*** From the Archives ***

This article is from October 2, 2000, and is no longer current.

Notes from the Epicenter: Capitalism in the Open Air Asylum

Those of us living in the Bay Area knew it was bound to happen. As long as there’s been a neighborhood called Multimedia Gulch, we’ve been waiting for it. As long as we’ve been unable to dislodge ourselves from the relative affordability of our rent-controlled apartments, we’ve known it was coming. And when perfectly sane people started fighting over whether it was a good or a bad thing to work for a dot-com, we knew it was almost here. Well, it’s officially happened: San Francisco (along with two other Bay Area counties — Marin and San Mateo) has become the most expensive place to live in the nation.

That’s right, Manhattanites can no longer boast of this particular claim to fame (though they can still gloat over New York’s culturally diverse population and functioning transit system). According to a study by the National Low Income Housing Coalition reported in the San Francisco Chronicle, workers in our fair town now have to rake in a whopping $28.06 an hour to afford a standard two-bedroom apartment. This in a state where the minimum wage is $5.75.

Survival of the Geekiest
There’s no doubt about it: San Francisco is a city in crisis, and the crisis is centered around those latest paragons of capitalism, the dot-com’s. Depending on whom you ask, the dot-com’s are either a boon or a bane to San Francisco’s economy. On the plus side, they will have created upwards of 50,000 new jobs in the city by year’s end (according to the nonprofit San Francisco Partnership), many of them high-paying; on the minus side, these venture-capital-backed companies’ ability to pay as much as $65 a square foot for office space (the highest rate in the nation) is pushing artists, musicians, and the urban poor out of town.

It would be easy enough if we could all be divided around whether or not we work for an Internet company. The dot-commers could rally around the promise of the new economy, and the anti-dot-commers could point to the damage done to San Francisco’s diversity. Naturally, it’s not that easy. The dot-com issue is compounded by the huge contingent of digital artists, designers, and musicians who make San Francisco their home — folks who can’t pay the high rents that are now the norm in the city, but who embrace the Internet and Web technology as part of their craft. And, on the other side of the funny-money coin, there are businesses like Bigstep.com, a Web development firm that is renting out space in it’s new Mission District digs to nonprofit organizations at prices lower than the market rate.

Straddling the Fault Line
In fact the lines between what’s good for San Francisco and what’s bad for San Francisco are getting so fuzzy, it’s harder and harder to know which side you’re standing on. In a city that’s built around progressive politics (and is often referred to as an “open air asylum”), it’s hard to abide the pure capitalism of the dot-economy. But it’s also hard to disparage those who want to be pioneers of the digital age — who want to plumb the depths of cyberspace for pleasure, for art, and also for profit. In a historically diverse and bohemian city, art, music, and the great unknown of a new medium should be revered. And in a city at the center of the new economy, that young people can make a comfortable living should be celebrated.
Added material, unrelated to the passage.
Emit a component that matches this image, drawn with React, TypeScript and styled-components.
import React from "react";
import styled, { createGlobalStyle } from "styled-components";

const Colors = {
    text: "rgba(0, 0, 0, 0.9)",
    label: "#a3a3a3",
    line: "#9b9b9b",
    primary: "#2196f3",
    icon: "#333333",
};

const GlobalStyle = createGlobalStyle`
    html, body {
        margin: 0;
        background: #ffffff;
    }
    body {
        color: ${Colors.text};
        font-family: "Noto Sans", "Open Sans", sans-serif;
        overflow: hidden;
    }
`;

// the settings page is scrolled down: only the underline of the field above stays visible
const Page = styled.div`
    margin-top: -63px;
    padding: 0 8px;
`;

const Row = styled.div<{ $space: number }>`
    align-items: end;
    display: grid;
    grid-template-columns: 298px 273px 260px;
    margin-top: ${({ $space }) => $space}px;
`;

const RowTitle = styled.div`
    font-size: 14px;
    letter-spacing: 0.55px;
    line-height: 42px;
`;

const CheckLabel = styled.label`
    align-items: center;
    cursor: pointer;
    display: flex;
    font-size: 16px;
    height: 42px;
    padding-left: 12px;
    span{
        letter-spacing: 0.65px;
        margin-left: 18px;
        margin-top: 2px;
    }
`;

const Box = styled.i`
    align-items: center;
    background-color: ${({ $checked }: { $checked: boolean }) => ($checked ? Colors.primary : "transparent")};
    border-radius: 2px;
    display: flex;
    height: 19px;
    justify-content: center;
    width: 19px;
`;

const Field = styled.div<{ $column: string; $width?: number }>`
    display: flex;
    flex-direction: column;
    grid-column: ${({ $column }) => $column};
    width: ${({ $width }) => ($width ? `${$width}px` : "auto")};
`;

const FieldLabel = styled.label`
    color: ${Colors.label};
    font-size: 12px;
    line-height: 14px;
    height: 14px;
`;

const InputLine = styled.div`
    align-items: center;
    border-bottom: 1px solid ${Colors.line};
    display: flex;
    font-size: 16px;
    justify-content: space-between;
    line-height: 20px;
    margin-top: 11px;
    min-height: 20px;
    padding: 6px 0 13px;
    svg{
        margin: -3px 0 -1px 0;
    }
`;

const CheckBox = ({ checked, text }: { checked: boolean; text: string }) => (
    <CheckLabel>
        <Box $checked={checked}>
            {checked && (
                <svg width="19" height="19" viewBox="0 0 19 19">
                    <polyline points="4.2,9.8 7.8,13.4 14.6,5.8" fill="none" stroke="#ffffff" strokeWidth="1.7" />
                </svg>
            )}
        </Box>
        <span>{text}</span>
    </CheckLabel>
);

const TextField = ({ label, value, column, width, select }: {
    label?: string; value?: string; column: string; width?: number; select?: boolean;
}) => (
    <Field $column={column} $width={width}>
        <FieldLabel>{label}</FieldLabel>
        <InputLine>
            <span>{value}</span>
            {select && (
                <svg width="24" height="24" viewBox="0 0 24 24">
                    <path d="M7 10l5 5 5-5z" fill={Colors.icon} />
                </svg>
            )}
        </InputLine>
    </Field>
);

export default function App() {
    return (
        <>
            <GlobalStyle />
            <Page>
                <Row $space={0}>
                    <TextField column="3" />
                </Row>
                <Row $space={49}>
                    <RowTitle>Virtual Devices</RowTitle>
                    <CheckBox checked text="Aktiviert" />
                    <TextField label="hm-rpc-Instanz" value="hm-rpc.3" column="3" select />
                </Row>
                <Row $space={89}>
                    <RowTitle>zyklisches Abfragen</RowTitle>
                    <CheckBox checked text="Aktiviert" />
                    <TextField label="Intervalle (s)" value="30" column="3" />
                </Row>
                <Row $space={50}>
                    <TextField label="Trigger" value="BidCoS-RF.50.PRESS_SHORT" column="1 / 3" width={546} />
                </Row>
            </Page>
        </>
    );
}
This argument is taking place every day, all over the city. Recently a friend e-mailed me, along with a bunch of other folk, to let us know that his band (along with a host of others recently displaced from their rehearsal studios to make room for, you guessed it, more dot-com office space) would be playing on a neighborhood rooftop to protest the “dot-com invasion.” But wait, replied one of the message recipients, I work for a dot-com. Are you saying I’m the bad guy? The thread continued throughout the day, finally ending in a heartfelt plea for San Franciscans to put their quality of life before the quality of their stock portfolios. You can’t put progress and personal gain before culture, the message admonished.

Pick Your Poison
The same argument is playing itself out in the political arena in the form of two competing propositions on the November ballot meant to limit the amount of office space developed per year in San Francisco. Both propositions, K and L, would reign in the amount of space dot-com businesses could occupy, and both would require new companies to contribute to transit organizations, childcare services, and local charities. Prop L, the stronger of the two, would essentially limit office growth anywhere but the city’s Mission Bay warehouse district. Prop K would substantially slow growth in other parts of the city, but not curtail it altogether. As with other aspects of the dot-com boom, San Francisco residents are divided as to which is the best path for the city to take.
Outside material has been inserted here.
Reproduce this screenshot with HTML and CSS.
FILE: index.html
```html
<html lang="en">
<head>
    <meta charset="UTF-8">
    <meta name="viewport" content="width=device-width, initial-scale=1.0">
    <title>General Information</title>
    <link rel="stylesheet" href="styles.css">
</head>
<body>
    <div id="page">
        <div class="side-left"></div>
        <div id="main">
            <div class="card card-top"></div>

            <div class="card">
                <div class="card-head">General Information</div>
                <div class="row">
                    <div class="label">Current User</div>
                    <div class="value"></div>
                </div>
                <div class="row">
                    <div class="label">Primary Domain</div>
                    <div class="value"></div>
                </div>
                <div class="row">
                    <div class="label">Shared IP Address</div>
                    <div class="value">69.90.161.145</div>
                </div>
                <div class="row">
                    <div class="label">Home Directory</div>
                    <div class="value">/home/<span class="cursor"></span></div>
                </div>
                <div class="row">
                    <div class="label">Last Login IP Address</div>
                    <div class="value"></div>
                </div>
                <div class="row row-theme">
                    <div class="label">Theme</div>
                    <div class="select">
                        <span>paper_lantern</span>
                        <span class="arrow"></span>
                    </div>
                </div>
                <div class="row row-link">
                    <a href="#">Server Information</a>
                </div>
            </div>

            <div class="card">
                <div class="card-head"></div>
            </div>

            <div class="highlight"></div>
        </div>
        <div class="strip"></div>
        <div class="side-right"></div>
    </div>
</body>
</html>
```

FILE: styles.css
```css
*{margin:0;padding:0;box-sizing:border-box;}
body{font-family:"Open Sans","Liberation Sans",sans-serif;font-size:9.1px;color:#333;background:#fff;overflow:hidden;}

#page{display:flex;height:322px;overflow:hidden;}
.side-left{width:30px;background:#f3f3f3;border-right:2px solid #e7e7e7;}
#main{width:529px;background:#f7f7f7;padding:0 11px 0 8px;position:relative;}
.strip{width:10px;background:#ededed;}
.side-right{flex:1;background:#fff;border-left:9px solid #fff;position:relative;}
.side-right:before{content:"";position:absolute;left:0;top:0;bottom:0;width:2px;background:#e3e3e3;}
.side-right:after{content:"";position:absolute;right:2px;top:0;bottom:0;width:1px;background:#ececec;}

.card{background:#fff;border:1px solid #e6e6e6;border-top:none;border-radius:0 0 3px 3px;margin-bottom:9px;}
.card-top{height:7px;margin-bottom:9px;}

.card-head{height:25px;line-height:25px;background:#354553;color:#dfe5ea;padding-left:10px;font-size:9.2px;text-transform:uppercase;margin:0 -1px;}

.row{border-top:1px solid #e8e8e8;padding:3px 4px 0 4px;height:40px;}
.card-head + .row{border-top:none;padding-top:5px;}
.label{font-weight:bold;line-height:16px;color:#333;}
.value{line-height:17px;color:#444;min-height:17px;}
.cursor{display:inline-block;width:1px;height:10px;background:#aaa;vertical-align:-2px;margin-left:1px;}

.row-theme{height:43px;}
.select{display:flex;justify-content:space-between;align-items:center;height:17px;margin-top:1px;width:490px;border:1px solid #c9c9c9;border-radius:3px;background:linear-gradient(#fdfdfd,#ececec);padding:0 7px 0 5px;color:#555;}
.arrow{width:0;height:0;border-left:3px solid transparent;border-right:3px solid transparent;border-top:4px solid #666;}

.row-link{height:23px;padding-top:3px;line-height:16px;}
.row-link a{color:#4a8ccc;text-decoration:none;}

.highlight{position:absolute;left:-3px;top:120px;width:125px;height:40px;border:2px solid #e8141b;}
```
A recent art exhibit entitled “Consumer to Capitalism” at San Francisco’s New Langton Arts Gallery greeted visitors with a sign that exclaimed, “We can defeat capitalism together!” Thank goodness we’re not still in the McCarthy era. But this brings up another point: Is it the responsibility of art to defeat capitalism? Is defeating capitalism the answer? After all, we still have to pay our skyrocketing rents. Would San Francisco really be better off without the dot-economy? Is there a way San Francisco can grow without self-destructing? And, most importantly, will there ever come a time when artists and dot-comers and everyone in between will just get along?